Karl Ove’s anxieties are partly the result of his fear that he and Yngve might repeat Dad’s failures, his uncertainty about “whether what Dad had handed down to us was in our bone marrow or whether it would be possible to break free.” In “Boyhood,” he reflects:
I have my own children, and with them I have tried to achieve only one aim: that they shouldn’t be afraid of their father. They aren’t. I know that. When I enter a room, they don’t cringe, they don’t look down at the floor, they don’t dart off as soon as they glimpse an opportunity, no, if they look at me, it is not a look of indifference, and if there is anyone I am happy to be ignored by it is them. If there is anyone I am happy to be taken for granted by, it is them.
By the time we reach this section, we understand what this happiness has cost him, especially after having read (in Book Two) about the toll taken on both Karl Ove and Linda by their bickering over housework and childcare. As he diapers and plays with his children, struggles with the shaming but undeniable fact that pushing a stroller makes him feel emasculated, and brings his children to classes and parties at which (in a series of at once funny and tragic scenes) Karl Ove feels humiliated just by having to be there, he must anticipate and fulfill his children’s needs even when he desperately longs to go off somewhere and be alone and write.
I wanted the maximum amount of time for myself with the fewest disturbances possible. I wanted Linda, who was already at home looking after Heidi, to take care of everything that concerned Vanja so that I could work. . . . All our conflicts and arguments were in some form or another about this, the dynamics. If I couldn’t write because of her and her demands, I would leave her, it was as simple as that. . . . The way I took my revenge was to give her everything she wanted, that is, I took care of the children, I cleaned the floors, I washed the clothes, I did the food shopping, I cooked, and I earned all the money so that she had nothing tangible to complain about, as far as I and my role in the family were concerned. The only thing I didn’t give her, and it was the only thing she wanted, was my love. That was how I took my revenge.

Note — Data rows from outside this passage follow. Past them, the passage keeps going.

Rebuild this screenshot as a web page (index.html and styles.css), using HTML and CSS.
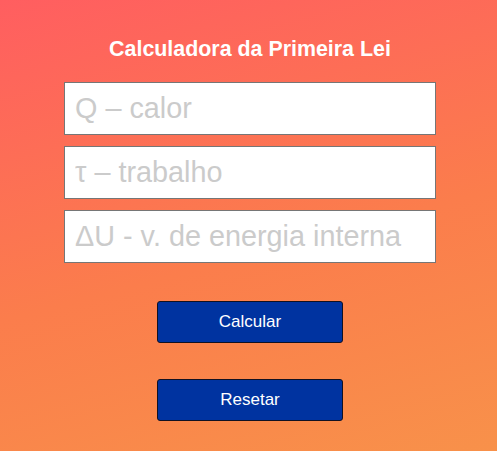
FILE: index.html
```html
<!DOCTYPE html>
<html lang="pt">
<head>
<meta charset="utf-8">
<title>Calculadora da Primeira Lei</title>
<link rel="stylesheet" href="styles.css">
</head>
<body>
<main class="calc">
  <h1 class="title">Calculadora da Primeira Lei</h1>
  <div class="fields">
    <input class="field" type="text" placeholder="Q – calor">
    <input class="field" type="text" placeholder="τ – trabalho">
    <input class="field" type="text" placeholder="ΔU - v. de energia interna">
  </div>
  <div class="actions">
    <button class="btn" type="button">Calcular</button>
    <button class="btn" type="button">Resetar</button>
  </div>
</main>
</body>
</html>
```

FILE: styles.css
```css
html, body {
  margin: 0;
  height: 100%;
}
body {
  background: linear-gradient(165deg, #ff5e60 0%, #fb7d4c 55%, #f8914a 100%);
  font-family: "Liberation Sans", Arial, sans-serif;
}
.calc {
  display: flex;
  flex-direction: column;
  align-items: center;
  padding: 37px 0 0 3px;
}
.title {
  margin: 0;
  color: #ffffff;
  font-size: 21.4px;
  font-weight: bold;
  line-height: 25px;
}
.fields {
  display: flex;
  flex-direction: column;
  gap: 11px;
  margin-top: 20px;
}
.field {
  box-sizing: border-box;
  width: 372px;
  height: 53px;
  margin: 0;
  padding: 0 10px;
  border: 1px solid #767676;
  background: #ffffff;
  font-family: "Liberation Sans", Arial, sans-serif;
  font-size: 28.8px;
  color: #333;
  outline: none;
}
.field::placeholder {
  color: #cbcbcb;
  opacity: 1;
}
.actions {
  display: flex;
  flex-direction: column;
  gap: 36px;
  margin-top: 38px;
}
.btn {
  box-sizing: border-box;
  width: 186px;
  height: 42px;
  margin: 0;
  border: 1px solid #111122;
  border-radius: 3px;
  background: #0033a0;
  color: #ffffff;
  font-family: "Liberation Sans", Arial, sans-serif;
  font-size: 17px;
  cursor: pointer;
}
```
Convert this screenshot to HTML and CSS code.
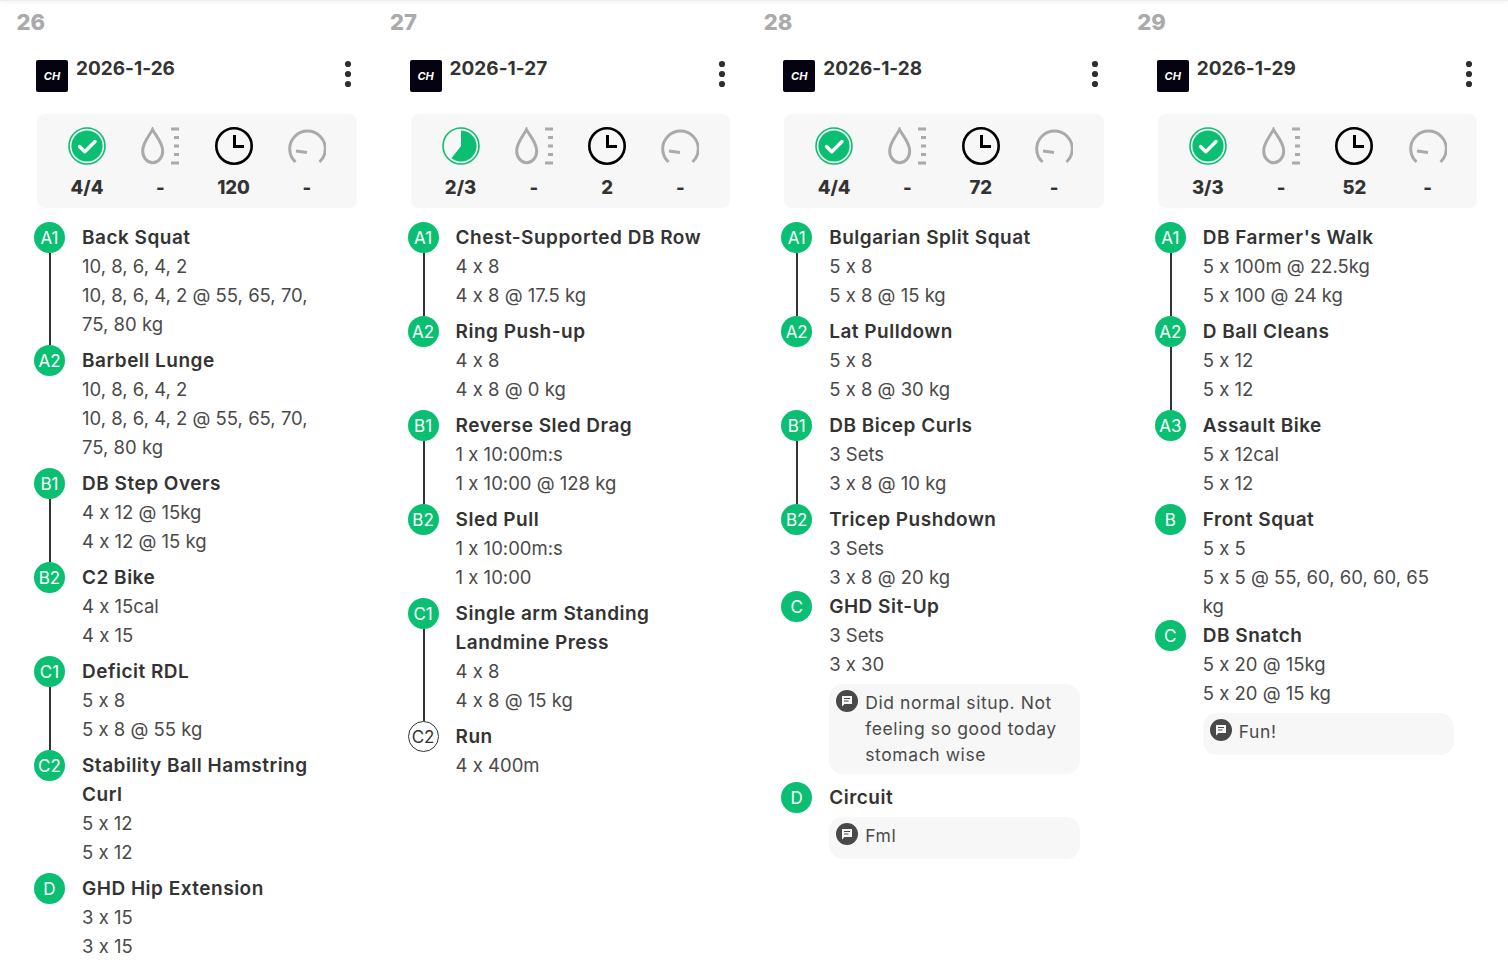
FILE: index.html
```html
<!DOCTYPE html>
<html lang="en">
<head>
<meta charset="utf-8">
<title>Training calendar</title>
<link rel="stylesheet" href="styles.css">
</head>
<body>
<svg class="defs" width="0" height="0" aria-hidden="true">
  <defs>
    <symbol id="i-check" viewBox="0 0 38 38">
      <circle cx="19" cy="19" r="18" fill="none" stroke="#0abf72" stroke-width="1.6"/>
      <circle cx="19" cy="19" r="15.6" fill="#0abf72"/>
      <path d="M11.5 19.5l5.3 5.2L27 14.500" fill="none" stroke="#fff" stroke-width="3.4" stroke-linecap="round" stroke-linejoin="round"/>
    </symbol>
    <symbol id="i-pie" viewBox="0 0 38 38">
      <circle cx="19" cy="19" r="18" fill="none" stroke="#0abf72" stroke-width="1.6"/>
      <path d="M19 3.400A15.600 15.600 0 1 1 9.400 31.300L19 19Z" fill="#0abf72"/>
    </symbol>
    <symbol id="i-drop" viewBox="0 0 38 38">
      <path d="M11.500 2.500C9 8 1.700 15 1.700 24a10 11.800 0 0 0 20 0C21.700 15 14 8 11.500 2.500Z" fill="none" stroke="#aaa" stroke-width="3"/>
      <path d="M30 2h8M33 10.500h5M33 19h5M33 27.500h5M30 36h8" stroke="#aaa" stroke-width="3"/>
    </symbol>
    <symbol id="i-clock" viewBox="0 0 38 38">
      <circle cx="19" cy="19" r="17.700" fill="none" stroke="#000" stroke-width="2.600"/>
      <path d="M19.500 8V19.500H29" fill="none" stroke="#000" stroke-width="3"/>
    </symbol>
    <symbol id="i-gauge" viewBox="0 0 38 38">
      <path d="M7.500 35A17.800 17.800 0 1 1 31.500 35" fill="none" stroke="#aaa" stroke-width="3"/>
      <path d="M8 24l11 1.500" fill="none" stroke="#aaa" stroke-width="3"/>
    </symbol>
    <symbol id="i-note" viewBox="0 0 22 22">
      <circle cx="11" cy="11" r="11" fill="#494949"/>
      <path d="M6 6h10v8h-7.500L6 16.500Z" fill="#f7f7f7"/>
      <path d="M8 8.500h6M8 11h4.500" stroke="#494949" stroke-width="1.200"/>
    </symbol>
    <symbol id="i-more" viewBox="0 0 8 28">
      <circle cx="4" cy="4" r="3.100" fill="#2f2f33"/>
      <circle cx="4" cy="14" r="3.100" fill="#2f2f33"/>
      <circle cx="4" cy="24" r="3.100" fill="#2f2f33"/>
    </symbol>
  </defs>
</svg>
<div class="topbar"></div>
<main class="week">

  <section class="day">
    <div class="daynum">26</div>
    <header class="head">
      <span class="logo">CH</span>
      <h2 class="date">2026-1-26</h2>
      <svg class="more"><use href="#i-more"/></svg>
    </header>
    <div class="stats">
      <div class="stat"><svg class="ico"><use href="#i-check"/></svg><b>4/4</b></div>
      <div class="stat"><svg class="ico"><use href="#i-drop"/></svg><b>-</b></div>
      <div class="stat"><svg class="ico"><use href="#i-clock"/></svg><b>120</b></div>
      <div class="stat"><svg class="ico"><use href="#i-gauge"/></svg><b>-</b></div>
    </div>
    <div class="list">
      <div class="row"><div class="rail"><span class="badge">A1</span><span class="line"></span></div><div class="body"><h3>Back Squat</h3><p>10, 8, 6, 4, 2</p><p>10, 8, 6, 4, 2 @ 55, 65, 70, 75, 80 kg</p></div></div>
      <div class="row"><div class="rail"><span class="badge">A2</span></div><div class="body"><h3>Barbell Lunge</h3><p>10, 8, 6, 4, 2</p><p>10, 8, 6, 4, 2 @ 55, 65, 70, 75, 80 kg</p></div></div>
      <div class="row"><div class="rail"><span class="badge">B1</span><span class="line"></span></div><div class="body"><h3>DB Step Overs</h3><p>4 x 12 @ 15kg</p><p>4 x 12 @ 15 kg</p></div></div>
      <div class="row"><div class="rail"><span class="badge">B2</span></div><div class="body"><h3>C2 Bike</h3><p>4 x 15cal</p><p>4 x 15</p></div></div>
      <div class="row"><div class="rail"><span class="badge">C1</span><span class="line"></span></div><div class="body"><h3>Deficit RDL</h3><p>5 x 8</p><p>5 x 8 @ 55 kg</p></div></div>
      <div class="row"><div class="rail"><span class="badge">C2</span></div><div class="body"><h3>Stability Ball Hamstring Curl</h3><p>5 x 12</p><p>5 x 12</p></div></div>
      <div class="row"><div class="rail"><span class="badge">D</span></div><div class="body"><h3>GHD Hip Extension</h3><p>3 x 15</p><p>3 x 15</p></div></div>
    </div>
  </section>

  <section class="day">
    <div class="daynum">27</div>
    <header class="head">
      <span class="logo">CH</span>
      <h2 class="date">2026-1-27</h2>
      <svg class="more"><use href="#i-more"/></svg>
    </header>
    <div class="stats">
      <div class="stat"><svg class="ico"><use href="#i-pie"/></svg><b>2/3</b></div>
      <div class="stat"><svg class="ico"><use href="#i-drop"/></svg><b>-</b></div>
      <div class="stat"><svg class="ico"><use href="#i-clock"/></svg><b>2</b></div>
      <div class="stat"><svg class="ico"><use href="#i-gauge"/></svg><b>-</b></div>
    </div>
    <div class="list">
      <div class="row"><div class="rail"><span class="badge">A1</span><span class="line"></span></div><div class="body"><h3>Chest-Supported DB Row</h3><p>4 x 8</p><p>4 x 8 @ 17.5 kg</p></div></div>
      <div class="row"><div class="rail"><span class="badge">A2</span></div><div class="body"><h3>Ring Push-up</h3><p>4 x 8</p><p>4 x 8 @ 0 kg</p></div></div>
      <div class="row"><div class="rail"><span class="badge">B1</span><span class="line"></span></div><div class="body"><h3>Reverse Sled Drag</h3><p>1 x 10:00m:s</p><p>1 x 10:00 @ 128 kg</p></div></div>
      <div class="row"><div class="rail"><span class="badge">B2</span></div><div class="body"><h3>Sled Pull</h3><p>1 x 10:00m:s</p><p>1 x 10:00</p></div></div>
      <div class="row"><div class="rail"><span class="badge">C1</span><span class="line"></span></div><div class="body"><h3>Single arm Standing Landmine Press</h3><p>4 x 8</p><p>4 x 8 @ 15 kg</p></div></div>
      <div class="row"><div class="rail"><span class="badge badge-open">C2</span></div><div class="body"><h3>Run</h3><p>4 x 400m</p></div></div>
    </div>
  </section>

  <section class="day">
    <div class="daynum">28</div>
    <header class="head">
      <span class="logo">CH</span>
      <h2 class="date">2026-1-28</h2>
      <svg class="more"><use href="#i-more"/></svg>
    </header>
    <div class="stats">
      <div class="stat"><svg class="ico"><use href="#i-check"/></svg><b>4/4</b></div>
      <div class="stat"><svg class="ico"><use href="#i-drop"/></svg><b>-</b></div>
      <div class="stat"><svg class="ico"><use href="#i-clock"/></svg><b>72</b></div>
      <div class="stat"><svg class="ico"><use href="#i-gauge"/></svg><b>-</b></div>
    </div>
    <div class="list">
      <div class="row"><div class="rail"><span class="badge">A1</span><span class="line"></span></div><div class="body"><h3>Bulgarian Split Squat</h3><p>5 x 8</p><p>5 x 8 @ 15 kg</p></div></div>
      <div class="row"><div class="rail"><span class="badge">A2</span></div><div class="body"><h3>Lat Pulldown</h3><p>5 x 8</p><p>5 x 8 @ 30 kg</p></div></div>
      <div class="row"><div class="rail"><span class="badge">B1</span><span class="line"></span></div><div class="body"><h3>DB Bicep Curls</h3><p>3 Sets</p><p>3 x 8 @ 10 kg</p></div></div>
      <div class="row row-tight"><div class="rail"><span class="badge">B2</span></div><div class="body"><h3>Tricep Pushdown</h3><p>3 Sets</p><p>3 x 8 @ 20 kg</p></div></div>
      <div class="row row-note"><div class="rail"><span class="badge">C</span></div><div class="body"><h3>GHD Sit-Up</h3><p>3 Sets</p><p>3 x 30</p><div class="note"><svg class="note-ico"><use href="#i-note"/></svg><span>Did normal situp. Not feeling so good today stomach wise</span></div></div></div>
      <div class="row row-note"><div class="rail"><span class="badge">D</span></div><div class="body"><h3>Circuit</h3><div class="note"><svg class="note-ico"><use href="#i-note"/></svg><span>Fml</span></div></div></div>
    </div>
  </section>

  <section class="day">
    <div class="daynum">29</div>
    <header class="head">
      <span class="logo">CH</span>
      <h2 class="date">2026-1-29</h2>
      <svg class="more"><use href="#i-more"/></svg>
    </header>
    <div class="stats">
      <div class="stat"><svg class="ico"><use href="#i-check"/></svg><b>3/3</b></div>
      <div class="stat"><svg class="ico"><use href="#i-drop"/></svg><b>-</b></div>
      <div class="stat"><svg class="ico"><use href="#i-clock"/></svg><b>52</b></div>
      <div class="stat"><svg class="ico"><use href="#i-gauge"/></svg><b>-</b></div>
    </div>
    <div class="list">
      <div class="row"><div class="rail"><span class="badge">A1</span><span class="line"></span></div><div class="body"><h3>DB Farmer's Walk</h3><p>5 x 100m @ 22.5kg</p><p>5 x 100 @ 24 kg</p></div></div>
      <div class="row"><div class="rail"><span class="badge">A2</span><span class="line"></span></div><div class="body"><h3>D Ball Cleans</h3><p>5 x 12</p><p>5 x 12</p></div></div>
      <div class="row"><div class="rail"><span class="badge">A3</span></div><div class="body"><h3>Assault Bike</h3><p>5 x 12cal</p><p>5 x 12</p></div></div>
      <div class="row row-tight"><div class="rail"><span class="badge">B</span></div><div class="body"><h3>Front Squat</h3><p>5 x 5</p><p>5 x 5 @ 55, 60, 60, 60, 65 kg</p></div></div>
      <div class="row row-note"><div class="rail"><span class="badge">C</span></div><div class="body"><h3>DB Snatch</h3><p>5 x 20 @ 15kg</p><p>5 x 20 @ 15 kg</p><div class="note"><svg class="note-ico"><use href="#i-note"/></svg><span>Fun!</span></div></div></div>
    </div>
  </section>

</main>
</body>
</html>
```
FILE: styles.css
```css
* { box-sizing: border-box; }
html, body { margin: 0; height: 100%; overflow: hidden; background: #fff; }
body { font-family: Inter, "Noto Sans", sans-serif; font-feature-settings: "calt" 0; color: #333; }
.defs { position: absolute; }
.topbar { height: 1px; background: #eee; box-shadow: 0 0 5px rgba(0,0,0,.22); }
.week { display: grid; grid-template-columns: repeat(4, 373.6px); }
.day { padding: 9px 0 0 34px; min-width: 0; }
.daynum { margin-left: -17.5px; font-size: 22px; font-weight: 800; line-height: 24px; color: #aaa; }
.head { display: flex; align-items: flex-start; margin: 26px 0 0 2px; width: 320px; height: 54px; }
.logo { width: 32px; height: 32px; border-radius: 2px; background: #04030f; color: #fff; font-size: 11px; font-weight: 700; font-style: italic; display: flex; align-items: center; justify-content: center; }
.date { margin: -3px 0 0 8px; flex: 1; font-size: 19px; font-weight: 700; line-height: 24px; color: #333; }
.more { width: 8px; height: 28px; margin: 0 4px 0 0; }
.stats { display: grid; grid-template-columns: repeat(4, 73.3px); margin-left: 3px; width: 319.5px; height: 94px; padding: 13px 13.3px 0; border-radius: 8px; background: #f7f7f7; }
.stat { display: flex; flex-direction: column; align-items: center; }
.ico { width: 38px; height: 38px; overflow: visible; }
.stat b { margin-top: 9px; font-size: 18.500px; font-weight: 800; line-height: 26px; color: #333; }
.list { margin-top: 14px; }
.row { display: flex; gap: 17px; padding-bottom: 6px; }
.row-tight { padding-bottom: 0; margin-bottom: -1px; }
.row-note { padding-bottom: 8px; }
.rail { width: 31px; flex: none; display: flex; flex-direction: column; align-items: center; }
.badge { width: 31px; height: 31px; flex: none; border-radius: 50%; background: #0abf72; color: #fff; font-size: 17px; display: flex; align-items: center; justify-content: center; }
.badge-open { background: #fff; color: #333; border: 1px solid #333; }
.line { flex: 1; width: 2px; background: #333; margin: 0 0 -6px 1px; }
.body { width: 251px; min-width: 0; padding-top: 1px; }
.body h3 { margin: 0; font-size: 19px; font-weight: 600; letter-spacing: .5px; line-height: 29px; color: #333; }
.body p { margin: 0; font-size: 18.500px; line-height: 29px; color: #4a4a4a; }
.note { display: flex; gap: 7px; min-height: 42px; margin-top: 5px; padding: 6px 7px; border-radius: 14px; background: #f7f7f7; font-size: 17.500px; letter-spacing: .6px; line-height: 26px; color: #4a4a4a; }
.note-ico { width: 22px; height: 22px; flex: none; }
```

Once again, it is the sort of thing we may see around us, among our friends and neighbors, or even in our own homes, but rarely in a book. Unlike most novelists, who take us on the whaling voyage or the safari, as far as possible from the trivia of daily life, Karl Ove transforms that trivia into a complex, even orchestral plot, peopled by characters who happen to be his family—and himself. In his determination to cover page after page with the reality of the inner and outer life, Knausgaard seems willing to do anything to get it right: to surrender his privacy, his dignity, the impulse to seem like a good person, in the interests of explaining what it is like for him (and for all of us) to be alive on earth.
The literary voice of My Struggle takes up permanent residence in our consciousness, for how can we not be changed by the time and effort it takes to read thirty-five hundred pages of narrative this intense? Afterward, you may never be able to see a father pushing a stroller or a boy riding his bike, or go to a middle-class children’s birthday party, or see a parent being nasty to a kid in public without thinking of Karl Ove. The emotions we may feel upon finishing “Boyhood” are akin to those that often accompany the season finale of a favorite TV series. We’re sad that it is over, aware that we must wait for a new season, consoled by the fact there will be one. After reading three extremely long, detailed, and dense installments, there is still so much about Karl Ove Knausgaard’s life that I can’t wait to find out.